Quote the entries word for word. Omit the pictures.

***

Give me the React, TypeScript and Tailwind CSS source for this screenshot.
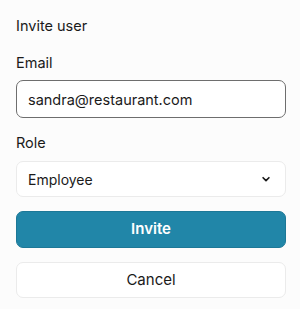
import { useState } from 'react'

export default function App() {
  const [email, setEmail] = useState('sandra@restaurant.com')
  const [role, setRole] = useState('Employee')

  return (
    <div
      className="min-h-screen bg-[#fcfcfc] pl-4 pr-[14px] pt-4 text-[#1a1a1a]"
      style={{ fontFamily: 'Inter, "Noto Sans", sans-serif' }}
    >
      <h2 className="text-[14.5px] leading-5 font-normal">Invite user</h2>

      <label className="mt-[17px] block text-[14.5px] leading-5">Email</label>
      <input
        value={email}
        onChange={(e) => setEmail(e.target.value)}
        className="mt-[7px] block h-[38px] w-full rounded-[7px] border border-[#6e6e6e] bg-white px-[11px] text-[14.5px] text-[#1a1a1a] outline-none"
      />

      <label className="mt-[15px] block text-[14.5px] leading-5">Role</label>
      <div className="relative mt-2">
        <select
          value={role}
          onChange={(e) => setRole(e.target.value)}
          className="block h-9 w-full appearance-none rounded-[7px] border border-[#ebebeb] bg-white px-[11px] text-[14px] text-[#1a1a1a] outline-none"
        >
          <option>Employee</option>
          <option>Manager</option>
          <option>Admin</option>
        </select>
        <svg
          className="pointer-events-none absolute right-[15px] top-1/2 -translate-y-1/2"
          width="10"
          height="10"
          viewBox="0 0 24 24"
          fill="none"
          stroke="#1a1a1a"
          strokeWidth="4"
          strokeLinecap="round"
          strokeLinejoin="round"
        >
          <path d="M5 9l7 7 7-7" />
        </svg>
      </div>

      <button className="mt-[14px] block h-[37px] w-full rounded-[7px] border border-[#1d7897] bg-[#2186a8] text-[15px] font-semibold text-white">
        Invite
      </button>
      <button className="mt-[14px] block h-9 w-full rounded-[7px] border border-[#ebebeb] bg-white text-[15px] text-[#1a1a1a]">
        Cancel
      </button>
    </div>
  )
}
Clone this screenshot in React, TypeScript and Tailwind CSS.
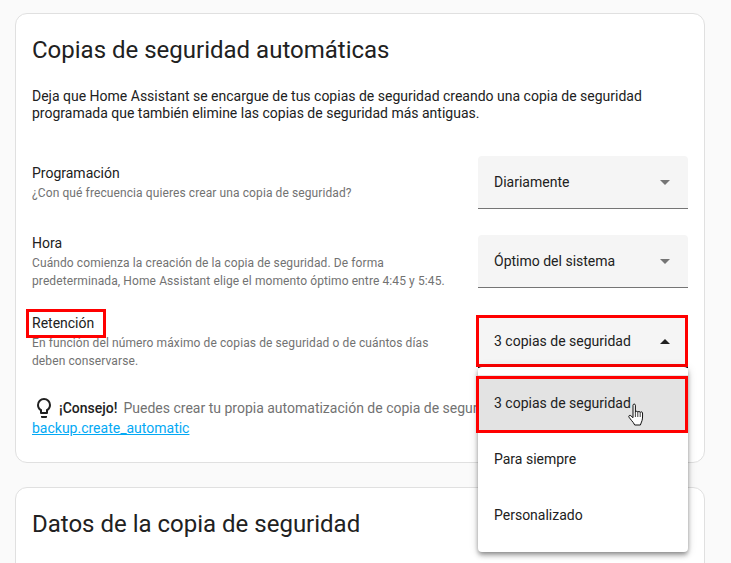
const font = "font-['Roboto',sans-serif]";

function Caret({ up, dark }: { up?: boolean; dark?: boolean }) {
  return (
    <svg width="10" height="5" viewBox="0 0 10 5" className="shrink-0">
      <path d={up ? "M0 5L5 0L10 5Z" : "M0 0L5 5L10 0Z"} fill={dark ? "#212121" : "#757575"} />
    </svg>
  );
}

function Select({ value, open }: { value: string; open?: boolean }) {
  return (
    <div
      className={`flex h-[53px] w-[210px] shrink-0 items-center justify-between rounded-t-[4px] border-b bg-[#f5f5f5] pl-4 pr-[18px] text-[14px] text-[#212121] ${
        open ? "border-[#111111]" : "border-[#757575]"
      }`}
    >
      <span>{value}</span>
      <Caret up={open} dark={open} />
    </div>
  );
}

function Row({
  label,
  children,
  value,
  open,
  className,
  subClass,
}: {
  label: string;
  children: React.ReactNode;
  value: string;
  open?: boolean;
  className?: string;
  subClass?: string;
}) {
  return (
    <div className={`flex items-center justify-between ${className ?? ""}`}>
      <div className="w-[420px]">
        <div className="text-[14px] leading-[18px] text-[#212121]">{label}</div>
        <div className={`mt-[2px] text-[12px] leading-[18px] tracking-[0.1px] text-[#727272] ${subClass ?? ""}`}>{children}</div>
      </div>
      <Select value={value} open={open} />
    </div>
  );
}

function Hand() {
  return (
    <svg width="18" height="25" viewBox="0 0 18 25" className="absolute left-[150px] top-[28px]">
      <path
        d="M5 2.2c0-1.5 2.4-1.5 2.4 0v7.1c.2-1.4 2.3-1.4 2.4 0 .2-1.2 2.2-1.2 2.4.2.3-1 2.2-1 2.3.5.1 2.6.2 5.5-.5 7.7-.5 1.6-1.3 3-1.6 4.3H6.700c-.6-1.800-2-3-3.300-4.700L1 14.200c-.8-1.200.6-2.500 1.800-1.500L5 14.700Z"
        fill="#ffffff"
        stroke="#111111"
        strokeWidth="1"
        strokeLinejoin="round"
      />
      <path d="M7.400 9.300V14M9.800 9.300V14M12.200 9.500V14" stroke="#111111" strokeWidth="0.8" fill="none" />
    </svg>
  );
}

export default function App() {
  return (
    <div className={`h-[563px] w-[731px] overflow-hidden bg-[#fafafa] pl-[15px] pt-[13px] ${font}`}>
      <div className="relative h-[450px] w-[690px] rounded-[12px] border border-[#e0e0e0] bg-white">
        <div className="px-4 pt-[20px]">
          <h1 className="text-[24px] leading-[32px] text-[#212121]">Copias de seguridad automáticas</h1>
          <p className="mt-[22px] text-[14px] leading-[17px] text-[#212121]">
            Deja que Home Assistant se encargue de tus copias de seguridad creando una copia de seguridad
            <br />
            programada que también elimine las copias de seguridad más antiguas.
          </p>
          <div className="mt-[34px] flex flex-col">
            <Row label="Programación" value="Diariamente">
              ¿Con qué frecuencia quieres crear una copia de seguridad?
            </Row>
            <Row label="Hora" value="Óptimo del sistema" className="mt-[25px]" subClass="-mb-[1px]">
              Cuándo comienza la creación de la copia de seguridad. De forma
              <br />
              predeterminada, Home Assistant elige el momento óptimo entre 4:45 y 5:45.
            </Row>
            <Row label="Retención" value="3 copias de seguridad" open className="mt-[25px]" subClass="-mb-[1px]">
              En función del número máximo de copias de seguridad o de cuántos días
              <br />
              deben conservarse.
            </Row>
          </div>
          <div className="mt-[27px] text-[14px] leading-[20px] text-[#727272]">
            <div className="flex h-[24px] items-center whitespace-nowrap">
              <svg width="24" height="24" viewBox="0 0 24 24" className="shrink-0" fill="#212121">
                <path d="M12,2A7,7 0 0,1 19,9C19,11.38 17.81,13.47 16,14.74V17A1,1 0 0,1 15,18H9A1,1 0 0,1 8,17V14.74C6.19,13.47 5,11.38 5,9A7,7 0 0,1 12,2M9,21V20H15V21A1,1 0 0,1 14,22H10A1,1 0 0,1 9,21M12,4A5,5 0 0,0 7,9C7,11.05 8.23,12.81 10,13.58V16H14V13.58C15.77,12.81 17,11.05 17,9A5,5 0 0,0 12,4Z" />
              </svg>
              <span className="ml-[3px] font-medium text-[#212121]">¡Consejo!</span>
              <span className="ml-[6px]">Puedes crear tu propia automatización de copia de seguridad con la acción</span>
            </div>
            <a className="-mt-[2px] block text-[#03a9f4] underline">backup.create_automatic</a>
          </div>
        </div>

        <div className="absolute left-[10px] top-[295px] h-[29px] w-[80px] border-[3px] border-[#ff0000]" />
        <div className="absolute left-[460px] top-[301px] h-[52px] w-[212px] border-[3px] border-[#ff0000]" />

        <div className="absolute left-[462px] top-[353px] h-[185px] w-[210px] rounded-[4px] bg-white py-2 text-[14px] text-[#212121] shadow-[0_2px_4px_-1px_rgba(0,0,0,0.3),0_4px_5px_0_rgba(0,0,0,0.2),0_1px_10px_0_rgba(0,0,0,0.15)]">
          <div className="relative flex h-[56px] items-center bg-[#e3e3e3] pl-4">
            3 copias de seguridad
            <div className="absolute -left-[2px] right-0 top-[1px] h-[57px] border-[3px] border-[#ff0000]" />
            <Hand />
          </div>
          <div className="flex h-[56px] items-center pl-4">Para siempre</div>
          <div className="flex h-[56px] items-center pl-4">Personalizado</div>
        </div>
      </div>

      <div className="mt-[24px] h-[200px] w-[690px] rounded-[12px] border border-[#e0e0e0] bg-white px-4 pt-[20px]">
        <h2 className="text-[24px] leading-[32px] text-[#212121]">Datos de la copia de seguridad</h2>
      </div>
    </div>
  );
}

***

TASK RESULT:
Give me the React, TypeScript and Tailwind CSS source for this screenshot.
import { useState } from 'react'

export default function App() {
  const [email, setEmail] = useState('sandra@restaurant.com')
  const [role, setRole] = useState('Employee')

  return (
    <div
      className="min-h-screen bg-[#fcfcfc] pl-4 pr-[14px] pt-4 text-[#1a1a1a]"
      style={{ fontFamily: 'Inter, "Noto Sans", sans-serif' }}
    >
      <h2 className="text-[14.5px] leading-5 font-normal">Invite user</h2>

      <label className="mt-[17px] block text-[14.5px] leading-5">Email</label>
      <input
        value={email}
        onChange={(e) => setEmail(e.target.value)}
        className="mt-[7px] block h-[38px] w-full rounded-[7px] border border-[#6e6e6e] bg-white px-[11px] text-[14.5px] text-[#1a1a1a] outline-none"
      />

      <label className="mt-[15px] block text-[14.5px] leading-5">Role</label>
      <div className="relative mt-2">
        <select
          value={role}
          onChange={(e) => setRole(e.target.value)}
          className="block h-9 w-full appearance-none rounded-[7px] border border-[#ebebeb] bg-white px-[11px] text-[14px] text-[#1a1a1a] outline-none"
        >
          <option>Employee</option>
          <option>Manager</option>
          <option>Admin</option>
        </select>
        <svg
          className="pointer-events-none absolute right-[15px] top-1/2 -translate-y-1/2"
          width="10"
          height="10"
          viewBox="0 0 24 24"
          fill="none"
          stroke="#1a1a1a"
          strokeWidth="4"
          strokeLinecap="round"
          strokeLinejoin="round"
        >
          <path d="M5 9l7 7 7-7" />
        </svg>
      </div>

      <button className="mt-[14px] block h-[37px] w-full rounded-[7px] border border-[#1d7897] bg-[#2186a8] text-[15px] font-semibold text-white">
        Invite
      </button>
      <button className="mt-[14px] block h-9 w-full rounded-[7px] border border-[#ebebeb] bg-white text-[15px] text-[#1a1a1a]">
        Cancel
      </button>
    </div>
  )
}
Clone this screenshot in React, TypeScript and Tailwind CSS.
const font = "font-['Roboto',sans-serif]";

function Caret({ up, dark }: { up?: boolean; dark?: boolean }) {
  return (
    <svg width="10" height="5" viewBox="0 0 10 5" className="shrink-0">
      <path d={up ? "M0 5L5 0L10 5Z" : "M0 0L5 5L10 0Z"} fill={dark ? "#212121" : "#757575"} />
    </svg>
  );
}

function Select({ value, open }: { value: string; open?: boolean }) {
  return (
    <div
      className={`flex h-[53px] w-[210px] shrink-0 items-center justify-between rounded-t-[4px] border-b bg-[#f5f5f5] pl-4 pr-[18px] text-[14px] text-[#212121] ${
        open ? "border-[#111111]" : "border-[#757575]"
      }`}
    >
      <span>{value}</span>
      <Caret up={open} dark={open} />
    </div>
  );
}

function Row({
  label,
  children,
  value,
  open,
  className,
  subClass,
}: {
  label: string;
  children: React.ReactNode;
  value: string;
  open?: boolean;
  className?: string;
  subClass?: string;
}) {
  return (
    <div className={`flex items-center justify-between ${className ?? ""}`}>
      <div className="w-[420px]">
        <div className="text-[14px] leading-[18px] text-[#212121]">{label}</div>
        <div className={`mt-[2px] text-[12px] leading-[18px] tracking-[0.1px] text-[#727272] ${subClass ?? ""}`}>{children}</div>
      </div>
      <Select value={value} open={open} />
    </div>
  );
}

function Hand() {
  return (
    <svg width="18" height="25" viewBox="0 0 18 25" className="absolute left-[150px] top-[28px]">
      <path
        d="M5 2.2c0-1.5 2.4-1.5 2.4 0v7.1c.2-1.4 2.3-1.4 2.4 0 .2-1.2 2.2-1.2 2.4.2.3-1 2.2-1 2.3.5.1 2.6.2 5.5-.5 7.7-.5 1.6-1.3 3-1.6 4.3H6.700c-.6-1.800-2-3-3.300-4.700L1 14.200c-.8-1.200.6-2.500 1.800-1.500L5 14.700Z"
        fill="#ffffff"
        stroke="#111111"
        strokeWidth="1"
        strokeLinejoin="round"
      />
      <path d="M7.400 9.300V14M9.800 9.300V14M12.200 9.500V14" stroke="#111111" strokeWidth="0.8" fill="none" />
    </svg>
  );
}

export default function App() {
  return (
    <div className={`h-[563px] w-[731px] overflow-hidden bg-[#fafafa] pl-[15px] pt-[13px] ${font}`}>
      <div className="relative h-[450px] w-[690px] rounded-[12px] border border-[#e0e0e0] bg-white">
        <div className="px-4 pt-[20px]">
          <h1 className="text-[24px] leading-[32px] text-[#212121]">Copias de seguridad automáticas</h1>
          <p className="mt-[22px] text-[14px] leading-[17px] text-[#212121]">
            Deja que Home Assistant se encargue de tus copias de seguridad creando una copia de seguridad
            <br />
            programada que también elimine las copias de seguridad más antiguas.
          </p>
          <div className="mt-[34px] flex flex-col">
            <Row label="Programación" value="Diariamente">
              ¿Con qué frecuencia quieres crear una copia de seguridad?
            </Row>
            <Row label="Hora" value="Óptimo del sistema" className="mt-[25px]" subClass="-mb-[1px]">
              Cuándo comienza la creación de la copia de seguridad. De forma
              <br />
              predeterminada, Home Assistant elige el momento óptimo entre 4:45 y 5:45.
            </Row>
            <Row label="Retención" value="3 copias de seguridad" open className="mt-[25px]" subClass="-mb-[1px]">
              En función del número máximo de copias de seguridad o de cuántos días
              <br />
              deben conservarse.
            </Row>
          </div>
          <div className="mt-[27px] text-[14px] leading-[20px] text-[#727272]">
            <div className="flex h-[24px] items-center whitespace-nowrap">
              <svg width="24" height="24" viewBox="0 0 24 24" className="shrink-0" fill="#212121">
                <path d="M12,2A7,7 0 0,1 19,9C19,11.38 17.81,13.47 16,14.74V17A1,1 0 0,1 15,18H9A1,1 0 0,1 8,17V14.74C6.19,13.47 5,11.38 5,9A7,7 0 0,1 12,2M9,21V20H15V21A1,1 0 0,1 14,22H10A1,1 0 0,1 9,21M12,4A5,5 0 0,0 7,9C7,11.05 8.23,12.81 10,13.58V16H14V13.58C15.77,12.81 17,11.05 17,9A5,5 0 0,0 12,4Z" />
              </svg>
              <span className="ml-[3px] font-medium text-[#212121]">¡Consejo!</span>
              <span className="ml-[6px]">Puedes crear tu propia automatización de copia de seguridad con la acción</span>
            </div>
            <a className="-mt-[2px] block text-[#03a9f4] underline">backup.create_automatic</a>
          </div>
        </div>

        <div className="absolute left-[10px] top-[295px] h-[29px] w-[80px] border-[3px] border-[#ff0000]" />
        <div className="absolute left-[460px] top-[301px] h-[52px] w-[212px] border-[3px] border-[#ff0000]" />

        <div className="absolute left-[462px] top-[353px] h-[185px] w-[210px] rounded-[4px] bg-white py-2 text-[14px] text-[#212121] shadow-[0_2px_4px_-1px_rgba(0,0,0,0.3),0_4px_5px_0_rgba(0,0,0,0.2),0_1px_10px_0_rgba(0,0,0,0.15)]">
          <div className="relative flex h-[56px] items-center bg-[#e3e3e3] pl-4">
            3 copias de seguridad
            <div className="absolute -left-[2px] right-0 top-[1px] h-[57px] border-[3px] border-[#ff0000]" />
            <Hand />
          </div>
          <div className="flex h-[56px] items-center pl-4">Para siempre</div>
          <div className="flex h-[56px] items-center pl-4">Personalizado</div>
        </div>
      </div>

      <div className="mt-[24px] h-[200px] w-[690px] rounded-[12px] border border-[#e0e0e0] bg-white px-4 pt-[20px]">
        <h2 className="text-[24px] leading-[32px] text-[#212121]">Datos de la copia de seguridad</h2>
      </div>
    </div>
  );
}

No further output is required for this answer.